GOAL
Where the data below has the string "screenshot", return the whole line.
★ ★ ★ ★ ★ ★ ★
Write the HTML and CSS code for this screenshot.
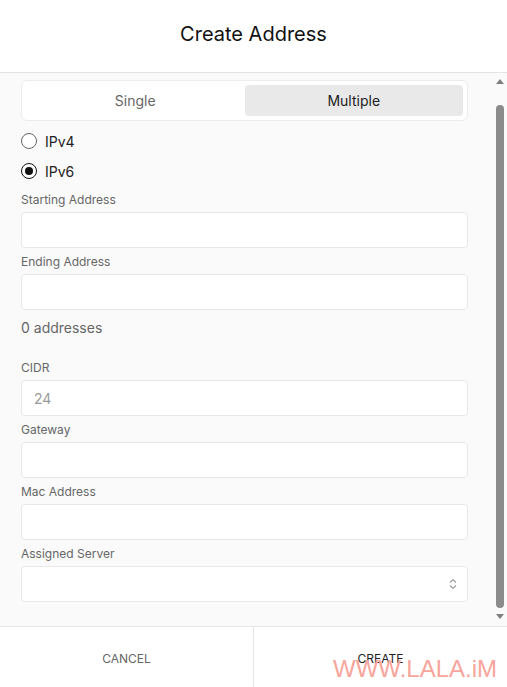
FILE: index.html
```
<!DOCTYPE html>
<html lang="en">
<head>
<meta charset="utf-8">
<title>Create Address</title>
<link rel="stylesheet" href="styles.css">
</head>
<body>
<div class="dialog">
  <header class="header">
    <h1 class="title">Create Address</h1>
  </header>
  <main class="body">
    <div class="content">
      <div class="segmented">
        <button class="seg">Single</button>
        <button class="seg seg-active">Multiple</button>
      </div>
      <div class="radios">
        <label class="radio"><span class="circle"></span><span class="radio-text">IPv4</span></label>
        <label class="radio"><span class="circle circle-on"></span><span class="radio-text">IPv6</span></label>
      </div>
      <div class="field">
        <div class="label">Starting Address</div>
        <div class="input"></div>
      </div>
      <div class="field">
        <div class="label">Ending Address</div>
        <div class="input"></div>
      </div>
      <div class="count">0 addresses</div>
      <div class="field">
        <div class="label">CIDR</div>
        <div class="input"><span class="placeholder">24</span></div>
      </div>
      <div class="field">
        <div class="label">Gateway</div>
        <div class="input"></div>
      </div>
      <div class="field">
        <div class="label">Mac Address</div>
        <div class="input"></div>
      </div>
      <div class="field">
        <div class="label">Assigned Server</div>
        <div class="input select">
          <svg class="chev" width="8" height="12" viewBox="0 0 8 12"><path d="M1 4.5 L4 1.5 L7 4.5 M1 7.5 L4 10.5 L7 7.5" fill="none" stroke="#9a9a9a" stroke-width="1.1"/></svg>
        </div>
      </div>
    </div>
    <div class="scrollbar" aria-hidden="true">
      <svg class="arrow" width="8" height="5" viewBox="0 0 8 5"><path d="M0 5 L4 0 L8 5 Z" fill="#7f7f7f"/></svg>
      <div class="thumb"></div>
      <svg class="arrow arrow-down" width="8" height="5" viewBox="0 0 8 5"><path d="M0 0 L4 5 L8 0 Z" fill="#7f7f7f"/></svg>
    </div>
  </main>
  <footer class="footer">
    <button class="btn btn-cancel">CANCEL</button>
    <button class="btn btn-create">CREATE</button>
  </footer>
  <div class="watermark">WWW.LALA.iM</div>
</div>
</body>
</html>
```
FILE: styles.css
```
* { box-sizing: border-box; }
html, body { margin: 0; padding: 0; }
body {
  font-family: Inter, "Noto Sans", sans-serif;
  background: #ffffff;
  color: #222;
}
.dialog {
  position: relative;
  height: 687px;
  display: flex;
  flex-direction: column;
}
.header {
  height: 73px;
  flex: none;
  border-bottom: 1px solid #e5e5e5;
  display: flex;
  align-items: center;
  justify-content: center;
  background: #fff;
}
.title {
  margin: 0;
  font-size: 20px;
  font-weight: 400;
  color: #111;
  padding-bottom: 4px;
}
.body {
  flex: 1;
  background: #fafafa;
  display: flex;
  overflow: hidden;
}
.content {
  flex: 1;
  padding: 7px 25px 50px 21px;
}
.scrollbar {
  flex: none;
  width: 14px;
  display: flex;
  flex-direction: column;
  align-items: center;
  padding: 6px 0 7px 0;
}
.arrow { flex: none; display: block; }
.thumb {
  flex: 1;
  width: 8px;
  margin: 21px 0 6px 0;
  background: #8b8b8b;
  border-radius: 4px;
}
.segmented {
  display: flex;
  height: 41px;
  padding: 4px;
  border: 1px solid #ececec;
  border-radius: 6px;
  background: #fff;
}
.seg {
  flex: 1;
  border: 0;
  background: transparent;
  border-radius: 4px;
  font-family: inherit;
  font-size: 14px;
  color: #666;
  padding: 0;
}
.seg-active {
  background: #e9e9e9;
  color: #222;
}
.radios {
  margin-top: 5px;
  display: flex;
  flex-direction: column;
}
.radio {
  height: 30px;
  display: flex;
  align-items: center;
  gap: 8px;
}
.circle {
  width: 16px;
  height: 16px;
  border-radius: 50%;
  border: 1px solid #666;
  background: #fff;
  display: flex;
  align-items: center;
  justify-content: center;
}
.circle-on {
  border: 1.5px solid #111;
}
.circle-on::after {
  content: "";
  width: 8px;
  height: 8px;
  border-radius: 50%;
  background: #111;
}
.radio-text {
  font-size: 14px;
  color: #222;
}
.field {
  margin-top: 6px;
  display: flex;
  flex-direction: column;
  gap: 4px;
}
.label {
  font-size: 12px;
  line-height: 16px;
  font-weight: 400;
  color: #666;
}
.input {
  height: 36px;
  background: #fff;
  border: 1px solid #e8e8e8;
  border-radius: 4px;
  display: flex;
  align-items: center;
  padding: 0 12px;
}
.placeholder {
  font-size: 14px;
  color: #9a9a9a;
}
.select {
  justify-content: flex-end;
  padding-right: 10px;
}
.count {
  margin-top: 8px;
  margin-bottom: 22px;
  font-size: 14px;
  line-height: 20px;
  color: #666;
}
.footer {
  height: 61px;
  flex: none;
  border-top: 1px solid #e5e5e5;
  display: flex;
  background: #fff;
}
.btn {
  flex: 1;
  border: 0;
  background: #fff;
  font-family: inherit;
  font-size: 12px;
  padding: 2px 0 0 0;
}
.btn-cancel {
  color: #666;
  border-right: 1px solid #e5e5e5;
}
.btn-create {
  color: #222;
}
.watermark {
  position: absolute;
  left: 333px;
  top: 657px;
  font-family: "Liberation Sans", Arial, sans-serif;
  font-size: 24px;
  line-height: 24px;
  color: #f8a59c;
  pointer-events: none;
}
```
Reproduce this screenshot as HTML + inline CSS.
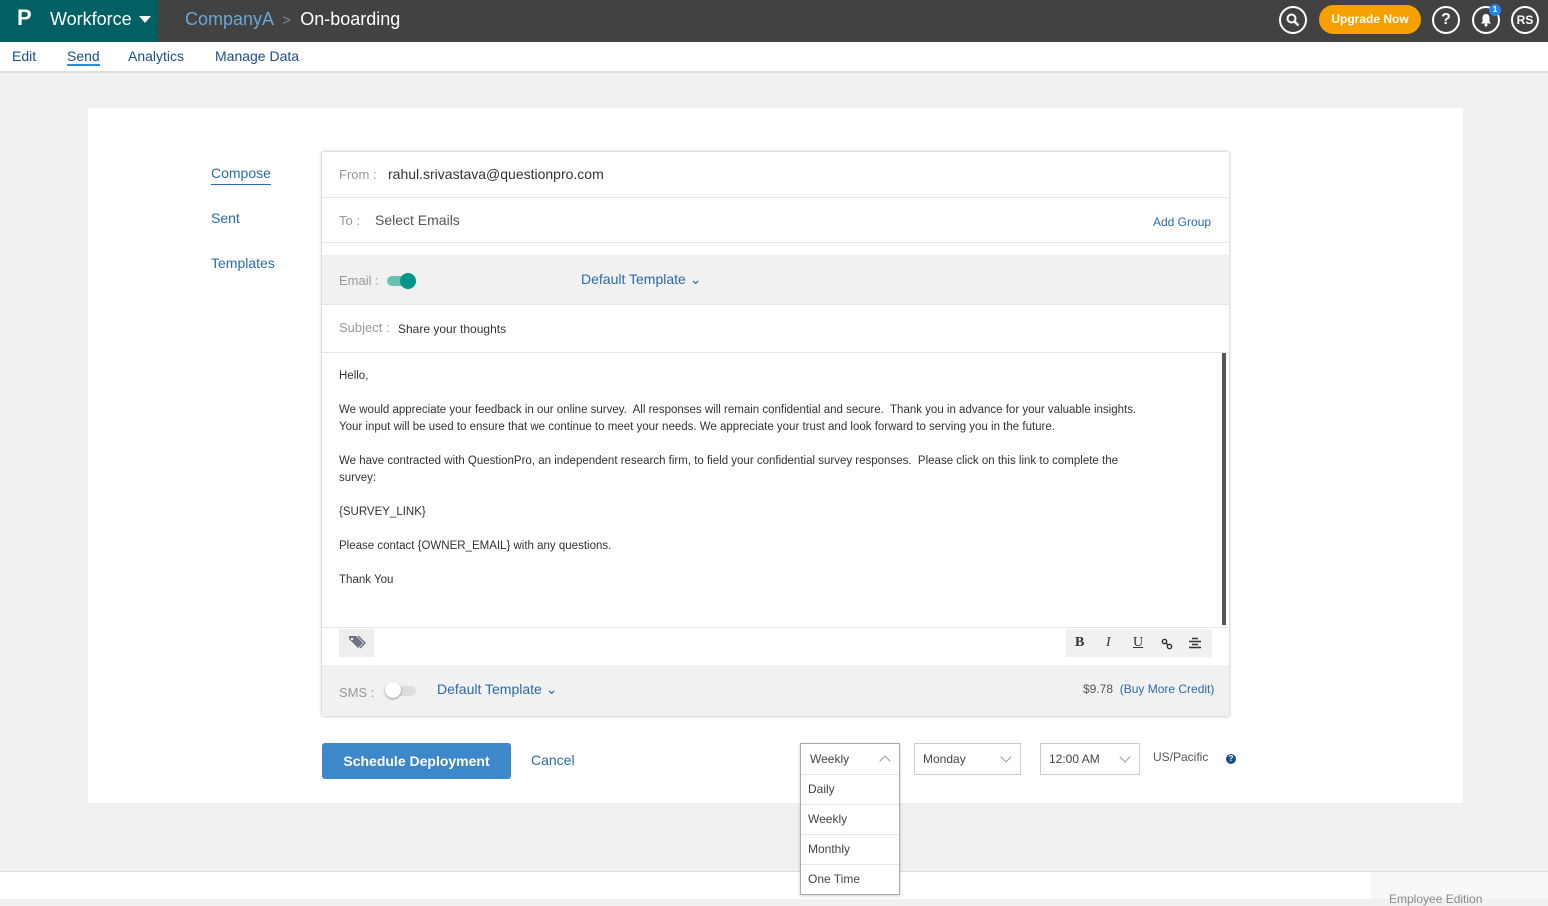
★ ★ ★ ★ ★ ★ ★
EXPECTED OUTPUT
Write the HTML and CSS code for this screenshot.
Reproduce this screenshot as HTML + inline CSS.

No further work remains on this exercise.